What you are asked to do:
Extract, from the listing that follows, each line containing the word "this".

Dataset excerpts:
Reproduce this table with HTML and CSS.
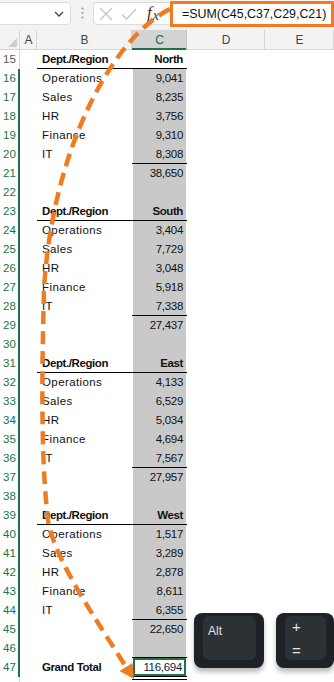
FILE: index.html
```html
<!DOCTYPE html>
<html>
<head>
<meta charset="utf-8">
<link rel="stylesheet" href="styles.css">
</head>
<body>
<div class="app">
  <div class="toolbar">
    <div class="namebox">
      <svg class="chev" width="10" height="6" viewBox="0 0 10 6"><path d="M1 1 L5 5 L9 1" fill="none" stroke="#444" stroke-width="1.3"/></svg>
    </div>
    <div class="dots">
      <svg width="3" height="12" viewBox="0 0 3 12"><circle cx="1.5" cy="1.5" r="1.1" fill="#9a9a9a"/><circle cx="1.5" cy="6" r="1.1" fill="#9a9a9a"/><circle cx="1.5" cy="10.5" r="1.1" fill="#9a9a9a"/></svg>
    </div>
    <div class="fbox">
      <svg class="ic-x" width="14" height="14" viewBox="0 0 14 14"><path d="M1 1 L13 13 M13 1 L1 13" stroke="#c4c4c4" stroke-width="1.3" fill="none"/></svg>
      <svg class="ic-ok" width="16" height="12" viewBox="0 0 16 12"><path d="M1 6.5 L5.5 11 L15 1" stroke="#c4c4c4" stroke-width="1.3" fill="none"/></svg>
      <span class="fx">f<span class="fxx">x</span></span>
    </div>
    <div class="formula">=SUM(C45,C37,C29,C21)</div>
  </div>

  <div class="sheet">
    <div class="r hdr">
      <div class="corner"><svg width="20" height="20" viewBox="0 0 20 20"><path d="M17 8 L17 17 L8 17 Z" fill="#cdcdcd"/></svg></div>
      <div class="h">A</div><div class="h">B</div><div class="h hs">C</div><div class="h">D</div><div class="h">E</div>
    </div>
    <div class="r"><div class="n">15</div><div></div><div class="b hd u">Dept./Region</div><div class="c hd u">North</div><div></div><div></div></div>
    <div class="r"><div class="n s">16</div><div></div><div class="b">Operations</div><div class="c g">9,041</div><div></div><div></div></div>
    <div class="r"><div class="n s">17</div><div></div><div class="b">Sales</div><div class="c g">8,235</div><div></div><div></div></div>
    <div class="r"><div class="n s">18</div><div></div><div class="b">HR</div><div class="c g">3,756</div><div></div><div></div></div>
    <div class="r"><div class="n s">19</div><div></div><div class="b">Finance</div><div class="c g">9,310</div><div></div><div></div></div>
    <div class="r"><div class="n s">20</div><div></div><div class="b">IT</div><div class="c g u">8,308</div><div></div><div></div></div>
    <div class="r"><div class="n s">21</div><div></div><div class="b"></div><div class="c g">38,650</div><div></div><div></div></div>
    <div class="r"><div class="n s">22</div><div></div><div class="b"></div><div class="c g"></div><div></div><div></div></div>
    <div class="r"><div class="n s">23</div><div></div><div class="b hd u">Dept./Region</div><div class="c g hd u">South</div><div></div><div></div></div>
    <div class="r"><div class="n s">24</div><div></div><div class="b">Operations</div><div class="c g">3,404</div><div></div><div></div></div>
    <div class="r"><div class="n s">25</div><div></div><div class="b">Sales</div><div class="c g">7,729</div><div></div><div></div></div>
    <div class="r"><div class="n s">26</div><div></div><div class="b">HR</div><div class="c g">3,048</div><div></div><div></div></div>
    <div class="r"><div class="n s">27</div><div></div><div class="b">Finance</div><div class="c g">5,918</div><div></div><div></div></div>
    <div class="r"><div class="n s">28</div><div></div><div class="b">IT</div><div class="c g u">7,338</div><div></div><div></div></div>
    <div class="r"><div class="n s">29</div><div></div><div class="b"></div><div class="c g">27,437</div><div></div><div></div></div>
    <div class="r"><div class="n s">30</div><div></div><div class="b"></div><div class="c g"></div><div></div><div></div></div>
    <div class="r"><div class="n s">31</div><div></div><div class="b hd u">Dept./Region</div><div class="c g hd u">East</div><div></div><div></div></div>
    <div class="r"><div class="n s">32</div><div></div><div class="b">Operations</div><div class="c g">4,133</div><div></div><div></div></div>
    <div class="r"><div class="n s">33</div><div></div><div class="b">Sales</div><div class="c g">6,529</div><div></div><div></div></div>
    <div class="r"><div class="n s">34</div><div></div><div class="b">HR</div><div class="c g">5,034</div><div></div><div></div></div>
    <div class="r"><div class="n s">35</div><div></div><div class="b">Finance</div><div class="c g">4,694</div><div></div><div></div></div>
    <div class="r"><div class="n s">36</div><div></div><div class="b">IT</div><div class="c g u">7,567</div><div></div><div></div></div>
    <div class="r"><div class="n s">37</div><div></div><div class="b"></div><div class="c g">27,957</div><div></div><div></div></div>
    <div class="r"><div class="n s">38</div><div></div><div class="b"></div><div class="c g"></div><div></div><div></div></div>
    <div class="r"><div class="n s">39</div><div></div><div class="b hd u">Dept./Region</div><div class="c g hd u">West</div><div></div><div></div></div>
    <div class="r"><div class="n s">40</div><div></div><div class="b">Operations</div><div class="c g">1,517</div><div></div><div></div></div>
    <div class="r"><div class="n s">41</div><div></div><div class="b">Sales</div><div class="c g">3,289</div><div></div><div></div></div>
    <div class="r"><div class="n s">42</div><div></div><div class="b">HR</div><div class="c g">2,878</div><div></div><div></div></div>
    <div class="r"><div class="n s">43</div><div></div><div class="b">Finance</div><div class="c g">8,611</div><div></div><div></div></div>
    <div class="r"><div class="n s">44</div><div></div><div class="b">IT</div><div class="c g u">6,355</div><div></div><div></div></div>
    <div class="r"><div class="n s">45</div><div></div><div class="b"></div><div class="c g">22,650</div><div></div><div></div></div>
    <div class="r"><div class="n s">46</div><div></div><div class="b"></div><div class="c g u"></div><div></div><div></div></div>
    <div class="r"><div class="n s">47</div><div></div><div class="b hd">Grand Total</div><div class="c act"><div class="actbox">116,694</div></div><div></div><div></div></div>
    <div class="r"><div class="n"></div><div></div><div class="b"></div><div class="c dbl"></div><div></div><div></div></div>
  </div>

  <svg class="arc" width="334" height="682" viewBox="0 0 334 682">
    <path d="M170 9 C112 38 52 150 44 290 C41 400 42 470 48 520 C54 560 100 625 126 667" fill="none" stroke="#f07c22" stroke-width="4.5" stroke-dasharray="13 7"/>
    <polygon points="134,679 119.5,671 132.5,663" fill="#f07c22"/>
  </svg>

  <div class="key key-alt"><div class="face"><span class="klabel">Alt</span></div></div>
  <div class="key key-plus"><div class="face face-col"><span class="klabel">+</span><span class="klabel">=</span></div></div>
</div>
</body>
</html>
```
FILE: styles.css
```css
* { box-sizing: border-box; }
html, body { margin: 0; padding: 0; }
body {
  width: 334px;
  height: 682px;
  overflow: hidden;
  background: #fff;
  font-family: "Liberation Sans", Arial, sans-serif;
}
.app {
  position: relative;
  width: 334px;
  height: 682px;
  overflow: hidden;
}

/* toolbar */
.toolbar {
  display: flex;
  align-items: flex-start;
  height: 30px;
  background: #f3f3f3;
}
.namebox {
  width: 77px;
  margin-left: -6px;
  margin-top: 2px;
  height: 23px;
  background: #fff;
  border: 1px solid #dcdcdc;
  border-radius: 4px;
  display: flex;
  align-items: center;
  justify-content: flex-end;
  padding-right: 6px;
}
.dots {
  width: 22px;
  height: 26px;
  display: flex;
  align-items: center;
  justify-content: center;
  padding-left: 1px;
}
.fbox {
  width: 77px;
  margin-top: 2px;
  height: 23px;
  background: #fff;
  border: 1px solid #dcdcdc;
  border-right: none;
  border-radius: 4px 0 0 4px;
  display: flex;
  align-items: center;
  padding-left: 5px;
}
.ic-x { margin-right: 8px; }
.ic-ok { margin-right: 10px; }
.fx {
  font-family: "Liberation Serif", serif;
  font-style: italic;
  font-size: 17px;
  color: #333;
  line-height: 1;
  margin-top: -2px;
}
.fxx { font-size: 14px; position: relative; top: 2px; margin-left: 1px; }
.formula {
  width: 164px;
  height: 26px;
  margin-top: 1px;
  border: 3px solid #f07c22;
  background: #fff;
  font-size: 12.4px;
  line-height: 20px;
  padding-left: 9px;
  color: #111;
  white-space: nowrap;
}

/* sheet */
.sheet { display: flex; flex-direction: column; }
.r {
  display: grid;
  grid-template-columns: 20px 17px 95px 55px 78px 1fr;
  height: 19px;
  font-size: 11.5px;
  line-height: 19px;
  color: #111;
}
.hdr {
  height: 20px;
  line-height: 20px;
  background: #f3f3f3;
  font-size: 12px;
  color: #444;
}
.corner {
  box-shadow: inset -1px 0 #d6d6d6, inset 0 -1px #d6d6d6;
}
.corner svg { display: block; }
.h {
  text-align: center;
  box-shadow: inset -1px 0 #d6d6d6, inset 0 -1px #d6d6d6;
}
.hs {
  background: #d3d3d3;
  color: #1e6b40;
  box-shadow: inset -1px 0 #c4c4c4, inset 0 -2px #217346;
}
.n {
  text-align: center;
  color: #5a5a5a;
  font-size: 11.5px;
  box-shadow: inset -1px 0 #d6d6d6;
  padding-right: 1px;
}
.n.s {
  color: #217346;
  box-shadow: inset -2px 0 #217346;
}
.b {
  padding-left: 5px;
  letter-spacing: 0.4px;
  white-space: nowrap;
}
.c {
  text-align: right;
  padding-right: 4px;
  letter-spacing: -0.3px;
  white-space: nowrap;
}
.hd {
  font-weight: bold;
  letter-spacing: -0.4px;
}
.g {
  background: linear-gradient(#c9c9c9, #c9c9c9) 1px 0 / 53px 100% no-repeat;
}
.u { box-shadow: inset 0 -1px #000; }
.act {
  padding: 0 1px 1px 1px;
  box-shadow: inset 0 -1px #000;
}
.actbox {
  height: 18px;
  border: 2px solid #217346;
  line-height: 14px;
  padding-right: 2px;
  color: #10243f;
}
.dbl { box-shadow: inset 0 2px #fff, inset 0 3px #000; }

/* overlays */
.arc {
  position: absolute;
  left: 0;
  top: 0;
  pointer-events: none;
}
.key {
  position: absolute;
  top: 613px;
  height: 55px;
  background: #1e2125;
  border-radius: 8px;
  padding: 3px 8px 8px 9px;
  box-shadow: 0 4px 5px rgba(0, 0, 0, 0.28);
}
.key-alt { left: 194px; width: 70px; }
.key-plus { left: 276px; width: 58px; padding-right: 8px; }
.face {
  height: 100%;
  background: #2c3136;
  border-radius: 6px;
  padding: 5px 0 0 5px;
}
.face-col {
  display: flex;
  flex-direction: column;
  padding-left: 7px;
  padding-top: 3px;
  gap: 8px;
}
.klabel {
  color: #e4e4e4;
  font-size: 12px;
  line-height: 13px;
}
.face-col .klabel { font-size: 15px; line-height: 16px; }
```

---

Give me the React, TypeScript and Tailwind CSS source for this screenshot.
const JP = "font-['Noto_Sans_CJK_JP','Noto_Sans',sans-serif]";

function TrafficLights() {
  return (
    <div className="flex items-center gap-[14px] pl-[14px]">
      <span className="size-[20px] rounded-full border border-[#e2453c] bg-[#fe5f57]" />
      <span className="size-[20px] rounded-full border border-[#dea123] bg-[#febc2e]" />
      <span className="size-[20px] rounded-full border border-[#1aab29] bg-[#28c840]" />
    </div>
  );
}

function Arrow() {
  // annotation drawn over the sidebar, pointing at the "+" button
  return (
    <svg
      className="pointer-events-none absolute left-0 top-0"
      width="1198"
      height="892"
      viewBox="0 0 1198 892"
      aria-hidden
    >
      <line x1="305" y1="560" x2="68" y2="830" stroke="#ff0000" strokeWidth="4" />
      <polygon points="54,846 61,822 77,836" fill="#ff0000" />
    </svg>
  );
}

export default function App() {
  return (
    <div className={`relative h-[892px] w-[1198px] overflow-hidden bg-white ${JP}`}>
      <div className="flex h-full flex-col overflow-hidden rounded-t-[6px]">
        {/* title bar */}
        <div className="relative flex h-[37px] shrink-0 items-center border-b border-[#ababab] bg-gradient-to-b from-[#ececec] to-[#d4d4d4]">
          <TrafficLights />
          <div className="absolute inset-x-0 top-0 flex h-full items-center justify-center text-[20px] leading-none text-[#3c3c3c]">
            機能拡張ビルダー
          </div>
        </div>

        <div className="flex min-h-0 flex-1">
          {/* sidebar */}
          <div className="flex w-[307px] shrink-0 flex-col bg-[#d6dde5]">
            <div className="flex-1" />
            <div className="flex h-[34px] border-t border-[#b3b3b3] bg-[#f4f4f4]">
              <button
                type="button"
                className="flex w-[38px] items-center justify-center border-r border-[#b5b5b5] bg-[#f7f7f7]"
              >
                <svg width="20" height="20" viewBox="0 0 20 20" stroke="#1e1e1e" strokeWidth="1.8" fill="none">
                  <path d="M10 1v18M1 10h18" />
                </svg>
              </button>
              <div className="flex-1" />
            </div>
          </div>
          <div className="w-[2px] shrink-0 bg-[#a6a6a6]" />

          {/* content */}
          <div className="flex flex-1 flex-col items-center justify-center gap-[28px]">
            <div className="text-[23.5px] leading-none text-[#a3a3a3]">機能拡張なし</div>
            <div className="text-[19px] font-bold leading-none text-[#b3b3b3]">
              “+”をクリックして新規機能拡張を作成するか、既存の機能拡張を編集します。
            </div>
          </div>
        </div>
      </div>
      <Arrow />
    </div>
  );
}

Correct result:
Reproduce this table with HTML and CSS.
Give me the React, TypeScript and Tailwind CSS source for this screenshot.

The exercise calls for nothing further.